How to get unicode month name in Python?

2020-07-21 05:55发布

问题:

I am trying to get a unicode version of calendar.month_abbr[6]. If I don't specify an encoding for the locale, I don't know how to convert the string to unicode. The example code below shows my problem:

>>> import locale
>>> import calendar
>>> locale.setlocale(locale.LC_ALL, ("ru_RU"))
'ru_RU'
>>> print repr(calendar.month_abbr[6])
'\xb8\xee\xdd'
>>> print repr(calendar.month_abbr[6].decode("utf8"))
Traceback (most recent call last):
  File "<stdin>", line 1, in <module>
  File "/usr/lib/python2.5/encodings/utf_8.py", line 16, in decode
    return codecs.utf_8_decode(input, errors, True)
UnicodeDecodeError: 'utf8' codec can't decode byte 0xb8 in position 0: unexpected code byte
>>> locale.setlocale(locale.LC_ALL, ("ru_RU", "utf8"))
'ru_RU.UTF8'
>>> print repr(calendar.month_abbr[6])
'\xd0\x98\xd1\x8e\xd0\xbd'
>>> print repr(calendar.month_abbr[6].decode("utf8"))
u'\u0418\u044e\u043d'

Any ideas how to solve this?
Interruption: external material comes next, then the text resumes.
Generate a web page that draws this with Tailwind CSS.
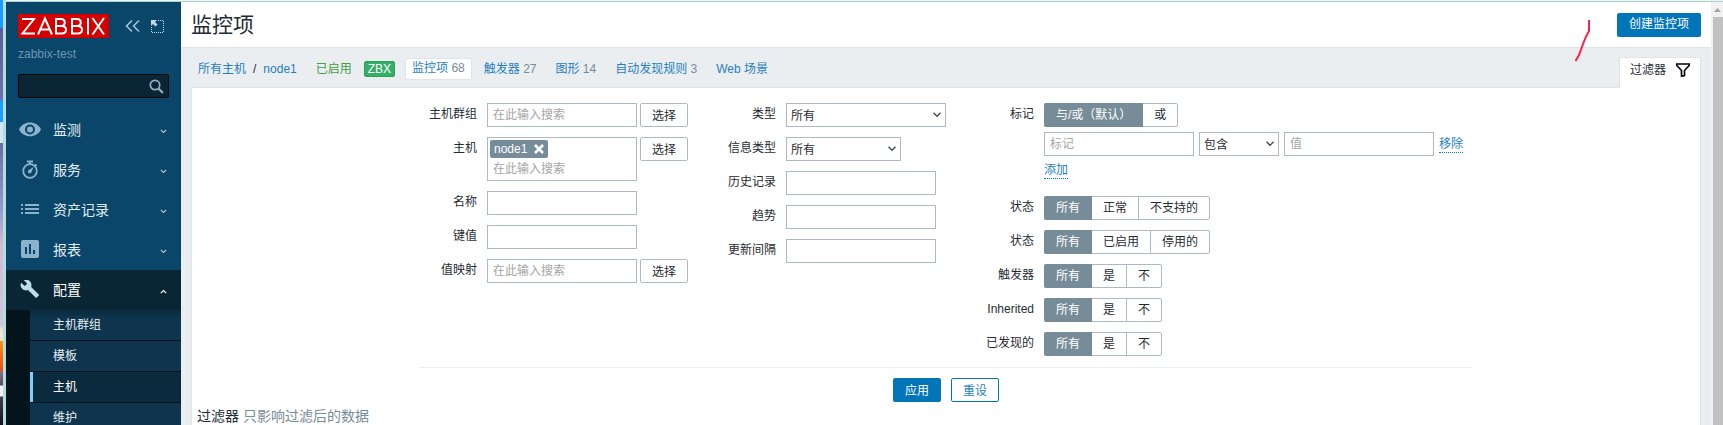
<!DOCTYPE html>
<html lang="zh-CN">
<head>
<meta charset="utf-8">
<title>监控项</title>
<script src="https://cdn.jsdelivr.net/npm/@tailwindcss/browser@4"></script>
</head>
<body class="h-screen overflow-hidden flex bg-[#ebeef0] font-['Liberation_Sans','Noto_Sans_CJK_SC',sans-serif] text-xs text-[#1f2c33]">
<div class="w-[3px] shrink-0 bg-[linear-gradient(#189cff_0_28px,#5c5ca0_28px,#7070ae_100px,#16a0ff_101px_122px,#d4e6fa_122px_143px,#6f6aa8_143px,#9a98cc_210px,#d8b8d8_245px,#d0c4dc_325px,#f6e3cd_330px_341px,#ff9410_341px,#f04a10_371px,#8b7385_371px,#5c4a68_385px,#f4f4f6_386px_396px,#4a3c54_397px,#15121c_425px)]"></div>
<div class="w-[3px] shrink-0 bg-[#b0dfdd]"></div>
<div class="flex flex-col flex-1 min-w-0">
<div class="h-[2px] shrink-0 bg-[#e6f8f7] border-b border-[#b4cfd0]"></div>
<div class="flex flex-1 min-h-0">

<aside class="w-[175px] shrink-0 overflow-hidden bg-[#0a466a]">
  <div class="flex items-center pt-3 pl-3 h-9">
    <a href="#" aria-label="ZABBIX" class="block">
      <svg width="91" height="24" viewBox="0 0 91 24"><rect width="91" height="24" fill="#d40000"/><g fill="none" stroke="#fff" stroke-width="2"><path d="M4 5H16L4.500 19.500H17"/><path d="M20 20.500L27 4.500L34 20.500M22.500 15.500H31.500"/><path d="M38 5V19.500H43.500C49.500 19.500 49.500 12 43.500 12H38H43C48 12 48 5 43 5Z"/><path d="M54 5V19.500H59.500C65.500 19.500 65.500 12 59.500 12H54H59C64 12 64 5 59 5Z"/><path d="M70 4V20.500M74.500 4L86 20.500M86 4L74.500 20.500"/></g></svg>
    </a>
    <button aria-label="折叠" class="ml-4"><svg width="16" height="14" viewBox="0 0 16 14" fill="none" stroke="#a9c9de" stroke-width="1.500"><path d="M7 1.500L1.500 7L7 12.500M14 1.500L8.500 7L14 12.500"/></svg></button>
    <button aria-label="隐藏" class="ml-[10px]"><svg width="13" height="13" viewBox="0 0 13 13"><path d="M7 .5H12.500V12.500H.5V7" fill="none" stroke="#c5dae8" stroke-dasharray="1 1"/><path d="M0 0H6L4 2L6.500 4.500L4.500 6.500L2 4L0 6Z" fill="#c5dae8"/></svg></button>
  </div>
  <div class="pl-3 mt-2 h-4 leading-4 text-[#6d97b0]">zabbix-test</div>
  <div class="mx-3 mt-3 h-6 flex items-center bg-[#0a2635] border border-[#01070b] rounded-xs pr-1">
    <input aria-label="搜索" class="flex-1 min-w-0 bg-transparent outline-none px-1 text-white">
    <button aria-label="搜索"><svg width="15" height="15" viewBox="0 0 15 15" fill="none" stroke="#92afc0"><circle cx="6" cy="6" r="4.700" stroke-width="1.700"/><path d="M9.500 9.500L14 14" stroke-width="2.200"/></svg></button>
  </div>
  <nav class="mt-3 text-sm text-[#e3edf4]">
    <a href="#" class="flex items-center h-10 px-3"><svg class="w-6 shrink-0" height="20" viewBox="0 0 24 20"><path d="M1 9.500C5 .3 19 .3 23 9.500C19 18.500 5 18.500 1 9.500Z" fill="#8db3cc"/><circle cx="12" cy="9.500" r="4" fill="none" stroke="#0a466a" stroke-width="2"/></svg><span class="ml-[11px] flex-1">监测</span><svg class="mr-[2px] mt-[2px]" width="7" height="5" viewBox="0 0 7 5" fill="none" stroke="#b5cfe0" stroke-width="1.100"><path d="M.8 .8L3.500 3.500L6.200 .8"/></svg></a>
    <a href="#" class="flex items-center h-10 px-3"><svg class="w-6 shrink-0" height="20" viewBox="0 0 24 20"><g fill="none" stroke="#8db3cc" stroke-width="1.800"><circle cx="12" cy="11" r="6.800"/><path d="M9 1.500H15M12 1.500V4.500M17 4.500L18.500 6"/></g><path d="M15.500 7L13.500 12A1.800 1.800 0 1 1 11 10Z" fill="#8db3cc"/></svg><span class="ml-[11px] flex-1">服务</span><svg class="mr-[2px] mt-[2px]" width="7" height="5" viewBox="0 0 7 5" fill="none" stroke="#b5cfe0" stroke-width="1.100"><path d="M.8 .8L3.500 3.500L6.200 .8"/></svg></a>
    <a href="#" class="flex items-center h-10 px-3"><svg class="w-6 shrink-0" height="20" viewBox="0 0 24 20" fill="#8db3cc"><path d="M3 4h2v2H3zM3 8h2v2H3zM3 12h2v2H3zM7 4h14v2H7zM7 8h14v2H7zM7 12h14v2H7z"/></svg><span class="ml-[11px] flex-1">资产记录</span><svg class="mr-[2px] mt-[2px]" width="7" height="5" viewBox="0 0 7 5" fill="none" stroke="#b5cfe0" stroke-width="1.100"><path d="M.8 .8L3.500 3.500L6.200 .8"/></svg></a>
    <a href="#" class="flex items-center h-10 px-3"><svg class="w-6 shrink-0" height="20" viewBox="0 0 24 20"><rect x="3" y="0" width="18" height="18" rx="2" fill="#8db3cc"/><path d="M7 7h2v7H7zM11 4h2v10h-2zM15 10h2v4h-2z" fill="#0a466a"/></svg><span class="ml-[11px] flex-1">报表</span><svg class="mr-[2px] mt-[2px]" width="7" height="5" viewBox="0 0 7 5" fill="none" stroke="#b5cfe0" stroke-width="1.100"><path d="M.8 .8L3.500 3.500L6.200 .8"/></svg></a>
    <a href="#" class="flex items-center h-10 px-3 bg-[#0a2635] text-white"><svg class="w-6 shrink-0" height="20" viewBox="0 0 24 20"><path d="M20.700 16.700L12.500 8.500C13.300 6.400 12.800 4 11.100 2.300C9.300 .5 6.600 .2 4.500 1.200L8.300 5L5.600 7.600L1.800 3.900C.7 6 1.100 8.800 2.900 10.600C4.600 12.300 7 12.700 9.100 11.900L17.300 20C17.600 20.300 18.100 20.300 18.500 20L20.600 17.900C21 17.600 21 17 20.700 16.700Z" transform="translate(1.500 -1) scale(.93)" fill="#c3dcec"/></svg><span class="ml-[11px] flex-1">配置</span><svg class="mr-[2px] mt-[2px]" width="7" height="5" viewBox="0 0 7 5" fill="none" stroke="#fff" stroke-width="1.100"><path d="M.8 4.200L3.500 1.500L6.200 4.200"/></svg></a>
    <div class="bg-[#03141d] pl-6 flex flex-col gap-px text-xs">
      <a href="#" class="h-[30px] leading-[30px] pl-[23px] bg-[linear-gradient(#0a2a3e,#0f344d_8px)]">主机群组</a>
      <a href="#" class="h-[30px] leading-[30px] pl-[23px] bg-[#0f344d]">模板</a>
      <a href="#" class="h-[30px] leading-[30px] pl-5 bg-[#0a2b3e] border-l-3 border-[#7dcbff] text-white">主机</a>
      <a href="#" class="h-[30px] leading-[30px] pl-[23px] bg-[#0f344d]">维护</a>
    </div>
  </nav>
</aside>

<main class="relative flex-1 min-w-0 flex flex-col">
  <header class="h-[46px] shrink-0 bg-white border-b border-[#dfe4e7] flex items-center justify-between pl-[10px] pr-[10px]">
    <h1 class="text-[21px] leading-7">监控项</h1>
    <button class="h-6 px-3 rounded-xs bg-[#0275b8] text-white pb-px">创建监控项</button>
  </header>
  <div class="flex items-end h-[39px] shrink-0 pl-[17px] pr-[10px]">
    <nav class="flex items-center flex-1 h-[39px] text-[#1f7fc0] pt-[2px]">
      <a href="#">所有主机</a><span class="mx-[7px] text-[#1f2c33]">/</span><a href="#">node1</a>
      <span class="ml-[19px] text-[#429e47]">已启用</span>
      <span class="ml-3 h-4 leading-[14px] px-[3px] rounded-xs border border-[#2f9f5e] bg-[#34af67] text-white">ZBX</span>
      <a href="#" class="ml-[10px] h-[22px] leading-[19px] px-[6px] bg-white border border-[#dfe4e7] rounded-xs">监控项 <span class="text-[#768d99]">68</span></a>
      <a href="#" class="ml-3">触发器 <span class="text-[#768d99]">27</span></a>
      <a href="#" class="ml-[19px]">图形 <span class="text-[#768d99]">14</span></a>
      <a href="#" class="ml-[19px]">自动发现规则 <span class="text-[#768d99]">3</span></a>
      <a href="#" class="ml-[19px]">Web 场景</a>
    </nav>
    <button class="relative z-10 -mb-px h-[31px] px-[10px] pb-[6px] flex items-center gap-[10px] bg-white border border-b-0 border-[#dfe4e7]">过滤器<svg width="14" height="14" viewBox="0 0 14 14" fill="none" stroke="#000" stroke-width="1.600"><path d="M.8 1H13.200V2.500L8.500 7.500V12.500L5.500 13.200V7.500L.8 2.500Z"/></svg></button>
  </div>

  <section class="flex-1 ml-[10px] mr-[10px] bg-white border border-b-0 border-[#dfe4e7] pt-[15px] min-h-0">
    <form class="w-fit mx-auto">
      <div class="flex gap-10 px-[10px] items-start">
        <div class="grid grid-cols-[auto_auto] gap-x-[10px] gap-y-[10px] items-start">
          <label for="hg" class="leading-[23px] text-right">主机群组</label>
          <div class="flex gap-[3px]"><input id="hg" placeholder="在此输入搜索" class="w-[150px] h-6 border border-[#acbbc2] px-[5px] pb-px outline-none placeholder:text-[#a5a5a5]"><button type="button" class="h-6 px-[11px] border border-[#acbbc2] rounded-xs pt-[2px]">选择</button></div>
          <label for="host" class="leading-[23px] text-right">主机</label>
          <div class="flex gap-[3px] items-start">
            <div class="w-[150px] border border-[#acbbc2] h-11 p-[2px]">
              <div class="w-fit h-[18px] flex items-center gap-[7px] bg-[#768d99] text-white rounded-xs pl-1 pr-1">node1<button type="button" aria-label="移除 node1"><svg width="10" height="10" viewBox="0 0 10 10" stroke="#fff" stroke-width="2.600"><path d="M1 1L9 9M9 1L1 9"/></svg></button></div>
              <input id="host" placeholder="在此输入搜索" class="block w-full h-[21px] px-[3px] pt-px outline-none placeholder:text-[#a5a5a5]">
            </div>
            <button type="button" class="h-6 px-[11px] border border-[#acbbc2] rounded-xs pt-[2px]">选择</button></div>
          <label for="name" class="leading-[23px] text-right">名称</label>
          <input id="name" class="w-[150px] h-6 border border-[#acbbc2] px-[5px]">
          <label for="key" class="leading-[23px] text-right">键值</label>
          <input id="key" class="w-[150px] h-6 border border-[#acbbc2] px-[5px]">
          <label for="vm" class="leading-[23px] text-right">值映射</label>
          <div class="flex gap-[3px]"><input id="vm" placeholder="在此输入搜索" class="w-[150px] h-6 border border-[#acbbc2] px-[5px] pb-px outline-none placeholder:text-[#a5a5a5]"><button type="button" class="h-6 px-[11px] border border-[#acbbc2] rounded-xs pt-[2px]">选择</button></div>
        </div>

        <div class="grid grid-cols-[auto_auto] gap-x-[10px] gap-y-[10px] items-start">
          <label for="type" class="leading-[23px] text-right">类型</label>
          <div class="relative w-[160px]"><select id="type" class="appearance-none block w-full h-6 border border-[#acbbc2] bg-white pl-1 pt-[2px]"><option>所有</option></select><svg class="absolute right-[5px] top-[9px] pointer-events-none" width="8" height="6" viewBox="0 0 8 6" fill="none" stroke="#3c474d" stroke-width="1.300"><path d="M.5 .8L4 4.300L7.500 .8"/></svg></div>
          <label for="info" class="leading-[23px] text-right">信息类型</label>
          <div class="relative w-[115px]"><select id="info" class="appearance-none block w-full h-6 border border-[#acbbc2] bg-white pl-1 pt-[2px]"><option>所有</option></select><svg class="absolute right-[5px] top-[9px] pointer-events-none" width="8" height="6" viewBox="0 0 8 6" fill="none" stroke="#3c474d" stroke-width="1.300"><path d="M.5 .8L4 4.300L7.500 .8"/></svg></div>
          <label for="hist" class="leading-[23px] text-right">历史记录</label>
          <input id="hist" class="w-[150px] h-6 border border-[#acbbc2] px-[5px]">
          <label for="trend" class="leading-[23px] text-right">趋势</label>
          <input id="trend" class="w-[150px] h-6 border border-[#acbbc2] px-[5px]">
          <label for="delay" class="leading-[23px] text-right">更新间隔</label>
          <input id="delay" class="w-[150px] h-6 border border-[#acbbc2] px-[5px]">
        </div>

        <div class="grid grid-cols-[auto_auto] gap-x-[10px] gap-y-[10px] items-start">
          <span id="l1" class="leading-[23px] text-right">标记</span>
          <div class="h-[83px]">
            <div role="radiogroup" aria-labelledby="l1" class="flex w-fit h-6 leading-[22px] border border-[#acbbc2] rounded-xs">
              <label class="px-3 -m-px py-px bg-[#768d99] text-white rounded-l-xs"><input type="radio" name="r1" checked class="sr-only">与/或（默认）</label>
              <label class="px-[11px] pl-3"><input type="radio" name="r1" class="sr-only">或</label>
            </div>
            <div class="flex gap-[5px] mt-[5px] items-start">
              <input aria-label="标记" placeholder="标记" class="w-[150px] h-6 border border-[#acbbc2] px-[5px] pb-px placeholder:text-[#a5a5a5]">
              <div class="relative w-20"><select aria-label="运算符" class="appearance-none block w-full h-6 border border-[#acbbc2] bg-white pl-1 pt-[2px]"><option>包含</option></select><svg class="absolute right-[5px] top-[9px] pointer-events-none" width="8" height="6" viewBox="0 0 8 6" fill="none" stroke="#3c474d" stroke-width="1.300"><path d="M.5 .8L4 4.300L7.500 .8"/></svg></div>
              <input aria-label="值" placeholder="值" class="w-[150px] h-6 border border-[#acbbc2] px-[5px] pb-px placeholder:text-[#a5a5a5]">
              <button type="button" class="mt-1 h-[17px] leading-4 border-b border-dotted border-[#0275b8] text-[#1f7fc0]">移除</button>
            </div>
            <button type="button" class="block mt-[6px] h-[17px] leading-4 border-b border-dotted border-[#0275b8] text-[#1f7fc0]">添加</button>
          </div>
          <span id="l2" class="leading-[23px] text-right">状态</span>
          <div role="radiogroup" aria-labelledby="l2" class="flex w-fit h-6 leading-[22px] border border-[#acbbc2] rounded-xs">
            <label class="px-3 -m-px py-px bg-[#768d99] text-white rounded-l-xs"><input type="radio" name="r2" checked class="sr-only">所有</label>
            <label class="px-[11px] pl-3"><input type="radio" name="r2" class="sr-only">正常</label>
            <label class="px-[11px] border-l border-[#acbbc2]"><input type="radio" name="r2" class="sr-only">不支持的</label>
          </div>
          <span id="l3" class="leading-[23px] text-right">状态</span>
          <div role="radiogroup" aria-labelledby="l3" class="flex w-fit h-6 leading-[22px] border border-[#acbbc2] rounded-xs">
            <label class="px-3 -m-px py-px bg-[#768d99] text-white rounded-l-xs"><input type="radio" name="r3" checked class="sr-only">所有</label>
            <label class="px-[11px] pl-3"><input type="radio" name="r3" class="sr-only">已启用</label>
            <label class="px-[11px] border-l border-[#acbbc2]"><input type="radio" name="r3" class="sr-only">停用的</label>
          </div>
          <span id="l4" class="leading-[23px] text-right">触发器</span>
          <div role="radiogroup" aria-labelledby="l4" class="flex w-fit h-6 leading-[22px] border border-[#acbbc2] rounded-xs">
            <label class="px-3 -m-px py-px bg-[#768d99] text-white rounded-l-xs"><input type="radio" name="r4" checked class="sr-only">所有</label>
            <label class="px-[11px] pl-3"><input type="radio" name="r4" class="sr-only">是</label>
            <label class="px-[11px] border-l border-[#acbbc2]"><input type="radio" name="r4" class="sr-only">不</label>
          </div>
          <span id="l5" class="leading-[23px] text-right">Inherited</span>
          <div role="radiogroup" aria-labelledby="l5" class="flex w-fit h-6 leading-[22px] border border-[#acbbc2] rounded-xs">
            <label class="px-3 -m-px py-px bg-[#768d99] text-white rounded-l-xs"><input type="radio" name="r5" checked class="sr-only">所有</label>
            <label class="px-[11px] pl-3"><input type="radio" name="r5" class="sr-only">是</label>
            <label class="px-[11px] border-l border-[#acbbc2]"><input type="radio" name="r5" class="sr-only">不</label>
          </div>
          <span id="l6" class="leading-[23px] text-right">已发现的</span>
          <div role="radiogroup" aria-labelledby="l6" class="flex w-fit h-6 leading-[22px] border border-[#acbbc2] rounded-xs">
            <label class="px-3 -m-px py-px bg-[#768d99] text-white rounded-l-xs"><input type="radio" name="r6" checked class="sr-only">所有</label>
            <label class="px-[11px] pl-3"><input type="radio" name="r6" class="sr-only">是</label>
            <label class="px-[11px] border-l border-[#acbbc2]"><input type="radio" name="r6" class="sr-only">不</label>
          </div>
        </div>
      </div>
      <div class="mt-[11px] pt-[10px] border-t border-[#ebeef0] flex justify-center gap-[10px]">
        <button type="button" class="h-6 px-[11px] border border-[#0275b8] bg-[#0275b8] text-white rounded-xs pt-[2px]">应用</button>
        <button type="button" class="h-6 px-[11px] border border-[#0275b8] bg-white text-[#1f7fc0] rounded-xs pt-[2px]">重设</button>
      </div>
    </form>
    <p class="mt-1 pl-[5px] text-sm leading-5">过滤器 <span class="text-[#768d99]">只影响过滤后的数据</span></p>
  </section>
  <svg class="absolute right-[120px] top-[17px]" width="17" height="44" viewBox="0 0 17 44" fill="none" stroke="#ff1f4f" stroke-width="2"><path d="M15 1V12C10 20 8 29 5 36L1.500 42"/></svg>
</main>
<div class="w-3 shrink-0 bg-[#f1f1f1] flex flex-col items-end">
  <svg class="shrink-0" width="11" height="15" viewBox="0 0 11 15"><path d="M2 10L5.500 6L9 10Z" fill="#a3a3a3"/></svg>
  <div class="w-[10px] flex-1 bg-[#c1c1c1]"></div>
</div>
</div>
</div>
</body>
</html>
The solution doesn't have to look like this. Any solution that gives me the abbreviated month name in unicode is fine.

回答1:

Change the last line in your code:

>>> print calendar.month_abbr[6].decode("utf8")
Июн

Improperly used repr() hides from you that you already get what you needed.

Also getlocale() can be used to get encoding for current locale:

>>> locale.setlocale(locale.LC_ALL, 'en_US')
'en_US'
>>> locale.getlocale()
('en_US', 'ISO8859-1')

Another modules that might be useful for you:

  • PyICU - a better way for internationalization. While locale produce either initial or inflected form of month name depending on locale database in your OS (so you can't rely on it for such languages like Russian!) and uses some encoding, PyICU has different format specifiers for initial and inflected form (so you can select appropriate in your case) and uses unicode.
  • pytils - a set of tools to work with Russian language, including dates. It has hard-coded month names as workaround for locale limitations.


回答2:

What you need is:

…
myencoding= locale.getpreferredencoding()
print repr(calendar.month_abbr[6].decode(myencoding))
…